当時のコミュニケーションの手段は”公衆電話”、”黒電話”、そして”直筆の手紙”である。主人公ワタナベが暮らす寮でも、寮にあるのは"赤の公衆電話"を共有で利用していて、各人の部屋には電話は設置されていない。緑が電話をうけるシーンがあり、彼女の家は"黒電話"である。ラストシーンもワタナベが"赤の公衆電話"から緑に電話するシーンである。

 昨今では全く見かけなくなってしまった"赤の公衆電話"、家庭の"黒電話"に非常に新鮮さを感じた。筆者は"赤の公衆電話"を利用した記憶がない。物心ついた時はテレフォンカード式の公衆電話はあった。また「ノルウェイの森」の時代設定である1960年後半はまだ生まれていない。だから懐かしさを感じるのでなく、新鮮さを感じるのだ。

 公衆電話には"赤電話"と"ピンク電話"があったことを記憶している世代の方々も多いだろう。
"赤電話"とは、「委託公衆電話」のことでは、電電公社が駅、公共施設、商店などに設置し、施設の運営者に管理を委託している公衆電話である。
"ピンク電話"は「特殊簡易公衆電話」のことで、飲食店やアパートなどに店舗の運営者が設置する公衆電話である。

 1968年は全国の電話加入数が1,000万台を突破した時代だ。4年後の1972年には電話加入数が2,000万を突破するという固定電話が急速に浸透していった時代だ。

 当然ながら当時の電話には留守番電話機能もない。主人公ワタナベが電話をし続けても、相手が出ないとずっと鳴りっぱなし(呼び出し)のままだ。誰から電話がかかってきたかの通知もない。電話に出るまでわからない。また呼び出し音も非常にけたたましい。当たり前のことなのだが、携帯、固定電話の留守番電話サービス機能、着信通知機能、マナーモードに慣れている現代人にとっては不便性さえも感じざるを得ない。

 その後、公衆電話は携帯電話の普及に伴い激減していったのは周知の事実だ。
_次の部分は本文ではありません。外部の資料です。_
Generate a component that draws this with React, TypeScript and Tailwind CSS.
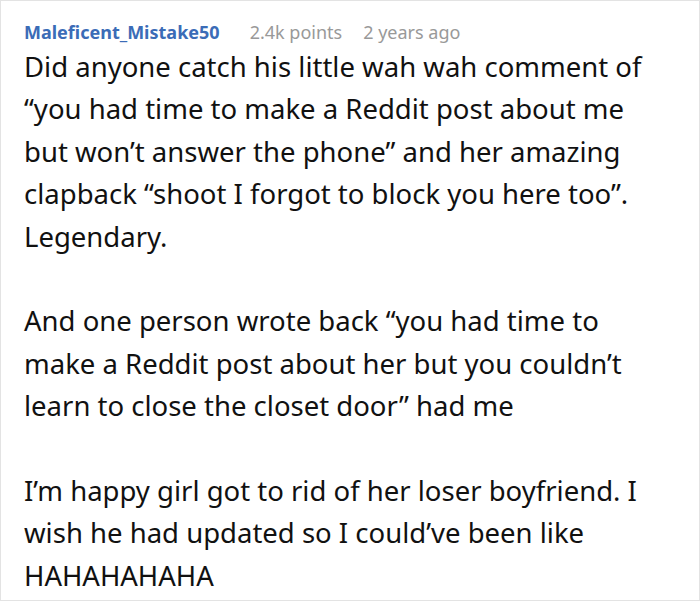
export default function App() {
  return (
    <div className="w-[700px] h-[601px] border border-[#e3e3e3] bg-white px-[23px] pt-[17px] overflow-hidden" style={{ fontFamily: '"Noto Sans", sans-serif' }}>
      <div className="flex items-baseline text-[18px] leading-[28px]">
        <span className="font-bold text-[#3b6cb7]">Maleficent_Mistake50</span>
        <span className="text-[#999999] ml-[30px]">2.4k points</span>
        <span className="text-[#999999] ml-[21px]">2 years ago</span>
      </div>
      <div className="text-[27.5px] leading-[42.4px] text-[#111] flex flex-col gap-[42.4px] pr-[20px]">
        <p>Did anyone catch his little wah wah comment of “you had time to make a Reddit post about me but won’t answer the phone” and her amazing clapback “shoot I forgot to block you here too”. Legendary.</p>
        <p>And one person wrote back “you had time to make a Reddit post about her but you couldn’t learn to close the closet door” had me</p>
        <p>I’m happy girl got to rid of her loser boyfriend. I wish he had updated so I could’ve been like HAHAHAHAHA</p>
      </div>
    </div>
  );
}
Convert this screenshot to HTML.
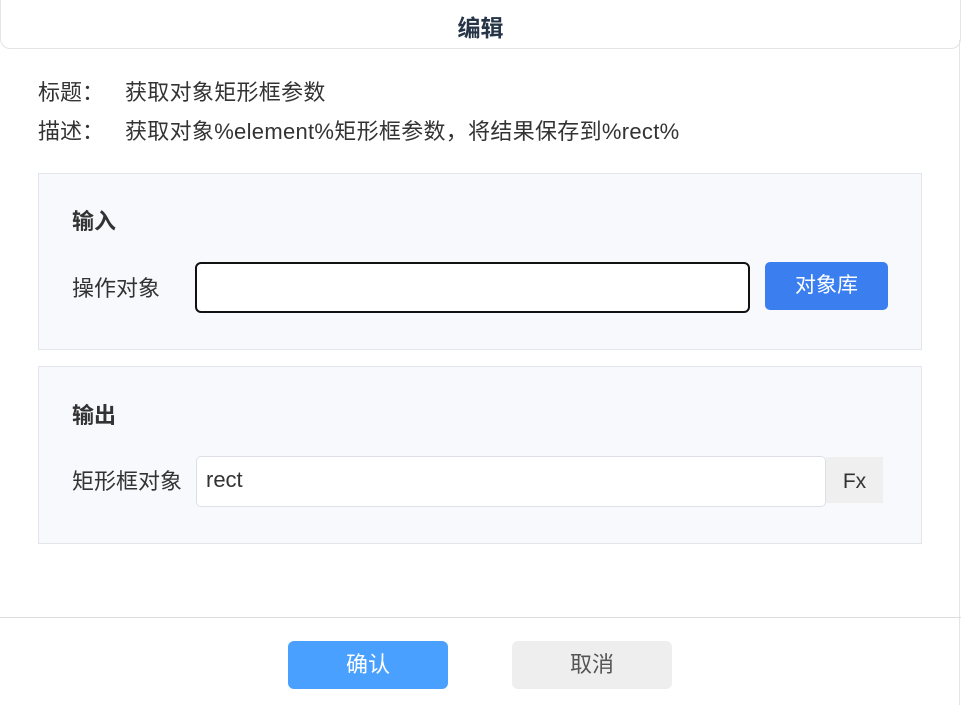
<!DOCTYPE html>
<html><head><meta charset="utf-8"><style>
*{box-sizing:border-box;margin:0;padding:0}
body{width:961px;height:705px;background:#fff;font-family:"Liberation Sans","Noto Sans CJK SC",sans-serif;position:relative;overflow:hidden;color:#333}
.a{position:absolute}
.hdr{left:0;top:0;width:961px;height:49px;border:1px solid #e2e4e8;border-top:none;border-radius:0 0 10px 10px}
.t{left:0;width:961px;top:9px;text-align:center;font-size:23px;font-weight:bold;color:#253447}
.lbl{font-size:22px;color:#333;line-height:26px;white-space:nowrap}
.sp{letter-spacing:0.3px}
.box{left:38px;width:884px;background:#f8f9fd;border:1px solid #e2e5ea}
.h{font-size:22px;font-weight:bold;color:#333;line-height:26px}
</style></head><body>
<div class="a hdr"></div>
<div class="a t">编辑</div>
<div class="a" style="left:959px;top:40px;width:1px;height:665px;background:#e2e4e8"></div>
<div class="a lbl" style="left:38px;top:80px">标题：</div>
<div class="a lbl sp" style="left:125px;top:80px">获取对象矩形框参数</div>
<div class="a lbl" style="left:38px;top:119px">描述：</div>
<div class="a lbl sp" style="left:125px;top:119px">获取对象%element%矩形框参数，将结果保存到%rect%</div>

<div class="a box" style="top:173px;height:177px"></div>
<div class="a h" style="left:72px;top:209px">输入</div>
<div class="a lbl" style="left:72px;top:276px">操作对象</div>
<div class="a" style="left:195px;top:262px;width:555px;height:51px;border:2px solid #111;border-radius:6px;background:#fff"></div>
<div class="a" style="left:765px;top:262px;width:123px;height:48px;background:#3a7ef0;border-radius:5px;color:#fff;font-size:21px;text-align:center;line-height:48px">对象库</div>

<div class="a box" style="top:366px;height:178px"></div>
<div class="a h" style="left:72px;top:403px">输出</div>
<div class="a lbl" style="left:72px;top:469px">矩形框对象</div>
<div class="a" style="left:196px;top:456px;width:630px;height:51px;border:1px solid #dcdfe6;border-radius:5px;background:#fff"></div>
<div class="a lbl" style="left:206px;top:467px">rect</div>
<div class="a" style="left:826px;top:457px;width:57px;height:46px;background:#efefef;font-size:21px;line-height:50px;text-align:center;color:#333">Fx</div>

<div class="a" style="left:0;top:617px;width:961px;height:1px;background:#dcdcdc"></div>
<div class="a" style="left:288px;top:641px;width:160px;height:48px;background:#4aa0ff;border-radius:6px;color:#fff;font-size:22px;text-align:center;line-height:48px">确认</div>
<div class="a" style="left:512px;top:641px;width:160px;height:48px;background:#eeeeee;border-radius:6px;color:#555;font-size:22px;text-align:center;line-height:48px">取消</div>
</body></html>
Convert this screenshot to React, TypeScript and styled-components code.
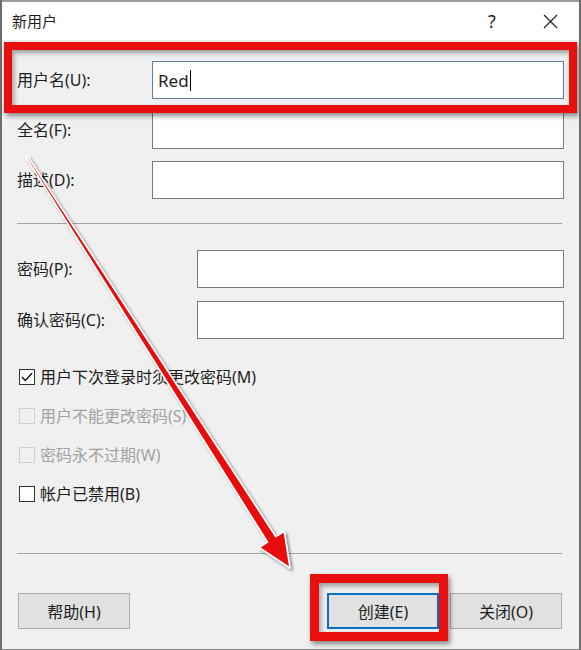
import React from 'react';
import styled, { createGlobalStyle } from 'styled-components';

const GlobalStyle = createGlobalStyle`
    body {
        margin: 0;
        background: #f0f0f0;
        font-family: "Noto Sans", "Noto Sans CJK SC", sans-serif;
        color: #1e1e1e;
    }
`;

const Window = styled.div`
    position: relative;
    width: 581px;
    height: 650px;
    box-sizing: border-box;
    border-left: 2px solid #6d6d6d;
    border-right: 2px solid #6d6d6d;
    border-bottom: 1px solid #8a8a8a;
    background: #f0f0f0;
    display: flex;
    flex-direction: column;
    overflow: hidden;
`;

const TitleBar = styled.div`
    height: 40px;
    box-sizing: border-box;
    border-top: 2px solid #9c9c9c;
    background: #ffffff;
    display: flex;
    align-items: center;
    padding-left: 10px;
    padding-right: 6px;
`;

const Title = styled.div`
    flex: 1;
    font-size: 15px;
    line-height: 20px;
`;

const TitleButton = styled.div<{ $gap?: number }>`
    width: 46px;
    height: 38px;
    display: flex;
    align-items: center;
    justify-content: center;
    margin-right: ${p => p.$gap ?? 0}px;
    font-size: 18px;
    color: #222;
`;

const Body = styled.div`
    display: flex;
    flex-direction: column;
    padding: 0 15px;
`;

const FormRow = styled.div<{ $top: number }>`
    position: relative;
    display: flex;
    align-items: center;
    height: 38px;
    margin-top: ${p => p.$top}px;
`;

const Label = styled.div<{ $width: number }>`
    width: ${p => p.$width}px;
    flex-shrink: 0;
    font-size: 16px;
    line-height: 20px;
`;

const TextBox = styled.div<{ $focused?: boolean }>`
    flex: 1;
    height: 38px;
    box-sizing: border-box;
    border: 1px solid ${p => (p.$focused ? '#5d7f9e' : '#7a7a7a')};
    background: #ffffff;
    display: flex;
    align-items: center;
    padding-left: 5px;
    font-size: 17px;
`;

const Caret = styled.span`
    display: inline-block;
    width: 1px;
    height: 21px;
    margin-left: 1px;
    background: #000;
`;

const Separator = styled.div<{ $top: number }>`
    height: 1px;
    margin-top: ${p => p.$top}px;
    margin-right: 2px;
    background: #a3a3a3;
`;

const CheckRow = styled.div<{ $top: number; $disabled?: boolean }>`
    display: flex;
    align-items: center;
    gap: 5px;
    height: 24px;
    margin-top: ${p => p.$top}px;
    padding-left: 2px;
    font-size: 16px;
    line-height: 20px;
    color: ${p => (p.$disabled ? '#a2a2a2' : '#1e1e1e')};
`;

const Box = styled.span<{ $disabled?: boolean }>`
    width: 16px;
    height: 16px;
    box-sizing: border-box;
    border: 1px solid ${p => (p.$disabled ? '#cfcfcf' : '#333333')};
    background: ${p => (p.$disabled ? '#f0f0f0' : '#ffffff')};
    display: flex;
    align-items: center;
    justify-content: center;
`;

const ButtonRow = styled.div`
    display: flex;
    gap: 11px;
    margin-top: 39px;
    padding-left: 1px;
    padding-right: 2px;
`;

const Spacer = styled.div`
    flex: 1;
`;

const ButtonWrap = styled.div`
    position: relative;
    display: flex;
`;

const Button = styled.div<{ $default?: boolean }>`
    width: 112px;
    height: 36px;
    box-sizing: border-box;
    border: ${p => (p.$default ? '2px solid #0a6fc9' : '1px solid #adadad')};
    background: #e1e1e1;
    display: flex;
    align-items: center;
    justify-content: center;
    font-size: 16px;
`;

const Highlight = styled.div<{ $l: number; $t: number; $r: number; $b: number; $w: number }>`
    position: absolute;
    left: ${p => p.$l}px;
    top: ${p => p.$t}px;
    right: ${p => p.$r}px;
    bottom: ${p => p.$b}px;
    border: ${p => p.$w}px solid #e8100f;
    box-shadow: 2px 3px 5px rgba(0, 0, 0, 0.45), inset 2px 3px 5px rgba(0, 0, 0, 0.35);
    pointer-events: none;
    z-index: 2;
`;

const ArrowLayer = styled.svg`
    position: absolute;
    left: -2px;
    top: 0;
    width: 581px;
    height: 650px;
    pointer-events: none;
    z-index: 3;
`;

interface CheckItemProps {
    label: string;
    top: number;
    checked?: boolean;
    disabled?: boolean;
}

const CheckItem: React.FC<CheckItemProps> = ({ label, top, checked, disabled }) => (
    <CheckRow $top={top} $disabled={disabled}>
        <Box $disabled={disabled}>
            {checked && (
                <svg width="12" height="10" viewBox="0 0 12 10">
                    <path d="M1 5 L4.3 8.5 L11 1.2" fill="none" stroke="#111" strokeWidth="1.4" />
                </svg>
            )}
        </Box>
        {label}
    </CheckRow>
);

// tapered red annotation arrow, from the 全名 label down to 创建
const Arrow = () => {
    const pts = '27.8,156.5 275.9,536.7 284.3,531.3 290,568 259.1,547.5 267.5,542.1 26.2,157.5';
    return (
        <ArrowLayer viewBox="0 0 581 650">
            <defs>
                <filter id="shade" x="-10%" y="-10%" width="130%" height="130%">
                    <feDropShadow dx="2" dy="2" stdDeviation="1.6" floodColor="#000" floodOpacity="0.45" />
                </filter>
            </defs>
            <polygon points={pts} fill="#e8100f" stroke="#ffffff" strokeWidth="1.6" strokeLinejoin="round" filter="url(#shade)" />
        </ArrowLayer>
    );
};

export default function App() {
    return (
        <>
            <GlobalStyle />
            <Window>
                <TitleBar>
                    <Title>新用户</Title>
                    <TitleButton $gap={12}>?</TitleButton>
                    <TitleButton>
                        <svg width="15" height="15" viewBox="0 0 15 15">
                            <path d="M1 1 L14 14 M14 1 L1 14" stroke="#222" strokeWidth="1.2" />
                        </svg>
                    </TitleButton>
                </TitleBar>
                <Body>
                    <FormRow $top={21}>
                        <Label $width={135}>用户名(U):</Label>
                        <TextBox $focused>
                            Red<Caret />
                        </TextBox>
                        <Highlight $l={-13} $t={-19} $r={-13} $b={-14} $w={8} />
                    </FormRow>
                    <FormRow $top={12}>
                        <Label $width={135}>全名(F):</Label>
                        <TextBox />
                    </FormRow>
                    <FormRow $top={12}>
                        <Label $width={135}>描述(D):</Label>
                        <TextBox />
                    </FormRow>
                    <Separator $top={24} />
                    <FormRow $top={26}>
                        <Label $width={180}>密码(P):</Label>
                        <TextBox />
                    </FormRow>
                    <FormRow $top={13}>
                        <Label $width={180}>确认密码(C):</Label>
                        <TextBox />
                    </FormRow>
                    <CheckItem top={26} checked label="用户下次登录时须更改密码(M)" />
                    <CheckItem top={15} disabled label="用户不能更改密码(S)" />
                    <CheckItem top={15} disabled label="密码永不过期(W)" />
                    <CheckItem top={15} label="帐户已禁用(B)" />
                    <Separator $top={47} />
                    <ButtonRow>
                        <Button>帮助(H)</Button>
                        <Spacer />
                        <ButtonWrap>
                            <Button $default>创建(E)</Button>
                            <Highlight $l={-17} $t={-19} $r={-9} $b={-12} $w={9} />
                        </ButtonWrap>
                        <Button>关闭(O)</Button>
                    </ButtonRow>
                </Body>
                <Arrow />
            </Window>
        </>
    );
}
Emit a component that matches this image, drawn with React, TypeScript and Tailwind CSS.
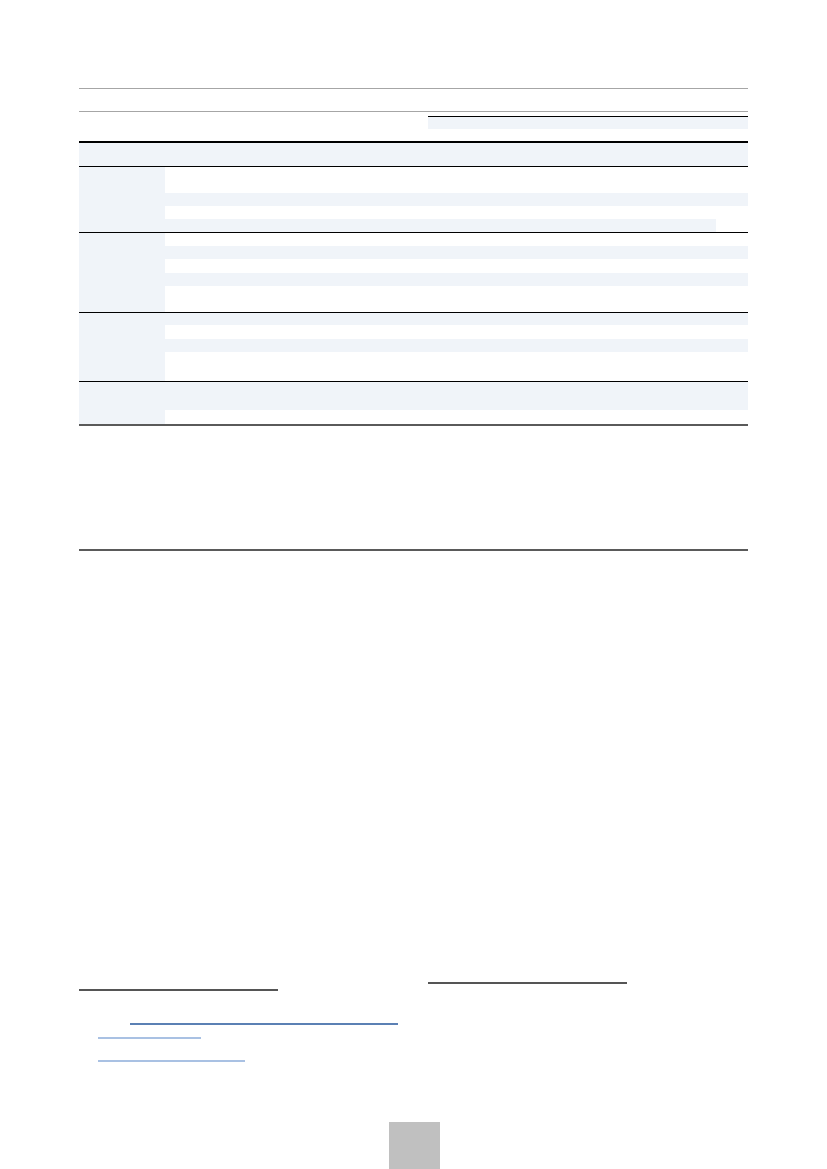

1985年(電電公社民営化時)には全国に約90万代あった公衆電話も、2009年には全国で約28万台にまで減少している。2000年には携帯電話・PHSが固定電話の普及率を追い越した。

 また小説、映画の中でもコミュニケーションの手段として”直筆の手紙”が度々登場する。ストーリーの中でも手紙の果たす役割は非常に重要である。
 現代では、パソコン、ケータイでのメールが当たり前になってしまい、直筆で手紙を書くようなことがめっきり少なくなってしまった時代に生きる我々からすると、こちらもまた非常に新鮮さを感じた。”直筆の手紙”というコミュニケーション手段はどれだけ技術が進化して新たなツールが登場してもとても素敵なもののように思える。

 時代とともに技術は進歩し、コミュニケーションの手段も大きく変わってきている。改めて考えてみると、20年くらい前までは個人が携帯電話を持っていてメールでコミュニケーションをするということなんて想像もつかなかった。まして「ノルウェイの森」の舞台である1960年代後半から1970年代前半は、まだ携帯電話、インターネットはおろか、電話ですら電電公社独占の時代だ。これから20年先には、人々はいったいどのようなコミュニケーション手段を利用しているのだろうか。楽しみである。

 「ノルウェイの森」は世界36カ国語に翻訳されている。これからも読み継がれていく日本を代表する小説だろう。また映画も世界50ヵ国での配給が決定しているとの報道もある。今後もこの小説を読む方、映画を見る方には当時のコミュニケーションの手段に思いを馳せてもらいたい。そして海外の人には映像を通じて当時の日本の公衆電話を知ってもらえる良い機会ではないだろうか。

 余談だが今回の映画「ノルウェイの森」では、"赤電話"がひとつのシンボルであることから、ユニクロが同映画を記念して作成したTシャツにも"赤電話"のデザインが採用されている。